History has taught me that bad players often enough get their way, if only for a time. They get to have their moment, even if eventually they are stopped or stop themselves when they see the walls closing in. They get to wreak the damage and the suffering they seem so keen on dispensing, their warped ideologies carrying the day for too long, reluctantly embraced by people too afraid or too desperate to question the propriety of it all.

The internal resistance is there, but it is easily controlled because it’s deprived of the tools that would make it a force to be reckoned with. Of course I’m talking about people like Vladimir Putin and maybe Xi Jinping, but especially Putin. It seems he has mastered the strategy of crushing dissent before it has a chance to spread too far and deep. He has mobilized the military to fight Ukraine and eventually prevail, emboldened to set his sights on the next target, maybe a NATO member.

I’ve been looking at everything differently lately—the minutes and moments in my daily life that I cherish and have mostly taken for granted. The interactions with family, the simple pleasures of electricity and internet and running water and food availability and all the creature comforts that contribute to making this life bearable and even enjoyable.

The insidious and maddening and frightening part comes when I realize that someone like Putin and his cohorts would love nothing more than to take away all those things, sabotaging them, fomenting panic, turning us against each other and creating chaos. We know that Putin and people like him hate us with a burning and blinding passion. He will stop at nothing to destroy us. This is what bothers me every day—that there is someone out there with the growing means to destroy our way of life, someone who dreams of doing exactly that.

It’s both rage-inducing and troubling, that we find ourselves needing to address this threat, distracted from tending to other needs that one might think should be more important.

Closing the Gap

The Colorado Supreme Court took the bold step, the one the lower court judge couldn’t take for fear of reprisals? I hope the precedent has been set and others follow.

There is no earthly reason for Trump to have gotten as far as he has—other than certain Constitutional provisions and political assumptions which are now, finally, being questioned; also the aforementioned fear, and legal processes that can be slowed to a snail’s pace by appeals and creative jurisprudence—i.e., lawyers pulling out all the stops, doing and saying whatever it takes to keep their troubled client happy and one step ahead of the jailer.

Acting. Badly.

Chances are better than 50-50 that Trump has never read Mein Kampf, or any other tome with a dictatorial essence. I’ve never been convinced that the slurry emanating from his pie hole at a rally has originated in his own brain.

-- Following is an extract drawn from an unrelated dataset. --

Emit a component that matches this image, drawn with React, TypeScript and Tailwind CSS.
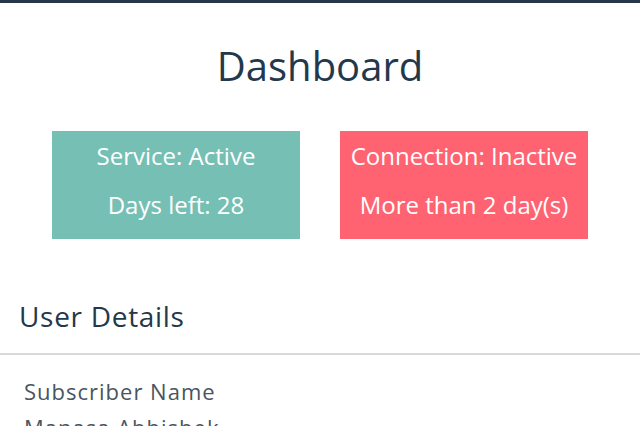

When he’s reading from a teleprompter, he’s reading someone else’s venomous sludge, happy to say it out loud only because he likes the sound of it. Trump believes, or at least speaks, whatever he thinks will land and stick with his diehard and woefully misguided fans. As Rachel Maddow reiterated the other night, he says stuff and assumes a persona simply because it keeps working for him. There are still plenty of easy targets out there who keep responding to the dog whistle, and Trump is only too happy to oblige them. He’s like a fifth grader who gets egged on by his classmates.

On the other hand, have you ever listened closely to the reaction of the audience when he offers up one of his outlandish proclamations? It’s often less than whole-hearted. So, maybe there are people in attendance who just come for the spectacle, and who end up uttering, more than once, “Wait, what did he just say?”